欧州委、最も有害な化学物質の「必要不可欠な使用」基準を発表

(EU)

ブリュッセル発

2024年04月30日

欧州委員会は4月22日、化学品の扱いにおいて、最も有害な物質の使用の可否を判断する概念「必要不可欠な使用」の基準に関する政策文書を発表した(プレスリリース外部サイトへ、新しいウィンドウで開きます)。2020年の化学品戦略(2020年10月16日記事参照)では、最も有害な物質の必要不可欠でない使用は、特に消費財において段階的に廃止すべきで、あらゆる用途において使用を最小限に抑えるか、代替品に切り替るべきだとする。一方で、脱炭素化やデジタル化などにおいて、最も有害な物質の使用が社会にとって必要不可欠な場合もある。

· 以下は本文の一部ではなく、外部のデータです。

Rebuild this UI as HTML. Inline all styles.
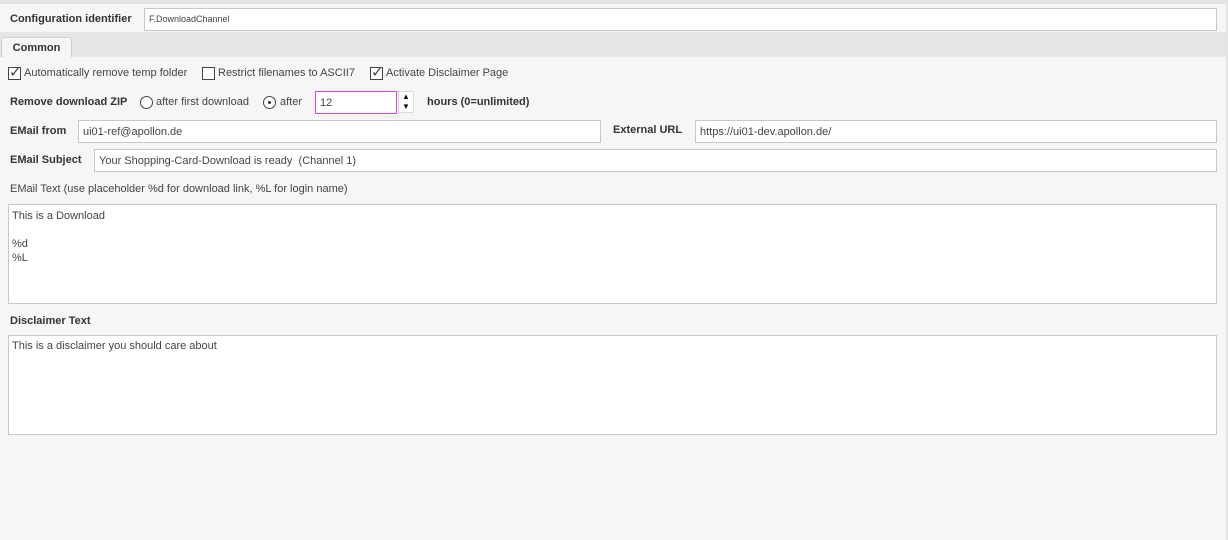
<!DOCTYPE html>
<html><head><style>
body{margin:0;width:1228px;height:540px;background:#f6f6f6;font-family:"Liberation Sans",Arial,sans-serif;font-size:11px;color:#444;position:relative;overflow:hidden}
.a{position:absolute}
.in{position:absolute;background:#fff;border:1px solid #c8c8c8;box-sizing:border-box;padding:4px 4px;font-size:11px;color:#444}
.b{font-weight:bold;color:#333}
.cb{position:absolute;width:13px;height:13px;border:1px solid #444;background:#fff;box-sizing:border-box}
.rd{position:absolute;width:13px;height:13px;border:1px solid #444;border-radius:50%;background:#fff;box-sizing:border-box}
</style></head><body>
<div class="a" style="left:0;top:0;width:1228px;height:4px;background:#e4e4e4"></div>
<div class="a b" style="left:10px;top:13px">Configuration identifier</div>
<div class="in" style="left:144px;top:8px;width:1073px;height:23px;font-size:9px;padding-top:5px">F.DownloadChannel</div>
<div class="a" style="left:0;top:32px;width:1228px;height:25px;background:#e6e6e6"></div>
<div class="a b" style="left:1px;top:37px;width:71px;height:20px;background:#f6f6f6;border:1px solid #d0d0d0;border-bottom:none;border-radius:3px 3px 0 0;box-sizing:border-box;text-align:center;line-height:20px">Common</div>

<div class="cb" style="left:8px;top:67px"></div><div class="a" style="left:9px;top:63px;font-size:15px">✓</div>
<div class="a" style="left:24px;top:67px">Automatically remove temp folder</div>
<div class="cb" style="left:202px;top:67px"></div>
<div class="a" style="left:218px;top:67px">Restrict filenames to ASCII7</div>
<div class="cb" style="left:370px;top:67px"></div><div class="a" style="left:371px;top:63px;font-size:15px">✓</div>
<div class="a" style="left:386px;top:67px">Activate Disclaimer Page</div>

<div class="a b" style="left:10px;top:96px">Remove download ZIP</div>
<div class="rd" style="left:140px;top:96px"></div>
<div class="a" style="left:156px;top:96px">after first download</div>
<div class="rd" style="left:263px;top:96px"></div><div class="a" style="left:268px;top:101px;width:3px;height:3px;background:#333;border-radius:50%"></div>
<div class="a" style="left:280px;top:96px">after</div>
<div class="in" style="left:315px;top:91px;width:82px;height:23px;border-color:#e040e0;padding-top:5px">12</div>
<div class="a" style="left:398px;top:91px;width:16px;height:22px;background:#fff;border:1px solid #ddd;box-sizing:border-box;font-size:8px;line-height:10px;text-align:center;color:#111">▲<br>▼</div>
<div class="a b" style="left:427px;top:96px">hours (0=unlimited)</div>

<div class="a b" style="left:10px;top:125px">EMail from</div>
<div class="in" style="left:78px;top:120px;width:523px;height:23px;padding-top:5px">ui01-ref@apollon.de</div>
<div class="a b" style="left:613px;top:124px">External URL</div>
<div class="in" style="left:695px;top:120px;width:522px;height:23px;padding-top:5px">https://ui01-dev.apollon.de/</div>

<div class="a b" style="left:10px;top:154px">EMail Subject</div>
<div class="in" style="left:94px;top:149px;width:1123px;height:23px;padding-top:5px">Your Shopping-Card-Download is ready &nbsp;(Channel 1)</div>

<div class="a" style="left:10px;top:183px">EMail Text (use placeholder %d for download link, %L for login name)</div>
<div class="in" style="left:8px;top:204px;width:1209px;height:100px;line-height:14px;padding-left:3px">This is a Download<br><br>%d<br>%L</div>

<div class="a b" style="left:10px;top:315px">Disclaimer Text</div>
<div class="in" style="left:8px;top:335px;width:1209px;height:100px;padding-left:3px">This is a disclaimer you should care about</div>
<div class="a" style="left:1226px;top:0;width:2px;height:540px;background:#e4e4e4"></div>
</body></html>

そこで政策文書は、必要不可欠な使用の判断基準を提示する。同基準は、今後、EU法への導入を想定するものだが、具体的にEU法に規定されない限り法的拘束力を持つものではない。

最も有害な物質の使用は、次の2基準をともに満たす場合に、社会にとって必要不可欠と判断される。

  1. 健康あるいは安全にとって必要である、あるいは社会機能にとって重要であること
  2. 条件を満たす代替品がないこと

なお、政策文書には、「使用」「最も有害な物質」「健康あるいは安全にとって必要」「社会機能にとって重要」「条件を満たす代替品」などの用語に関する説明が付いている。

「必要不可欠な使用」の概念は、特定の技術的機能を有する最も有害な物質の「使用」が社会的に必要不可欠かを判断するためのもので、当該物質や同物質を含む製品やサービス自体が、社会にとって必要不可欠であるかを決定するためのものではない。そのため政策文書では、状況に応じた「使用」について評価をする必要があるとしている。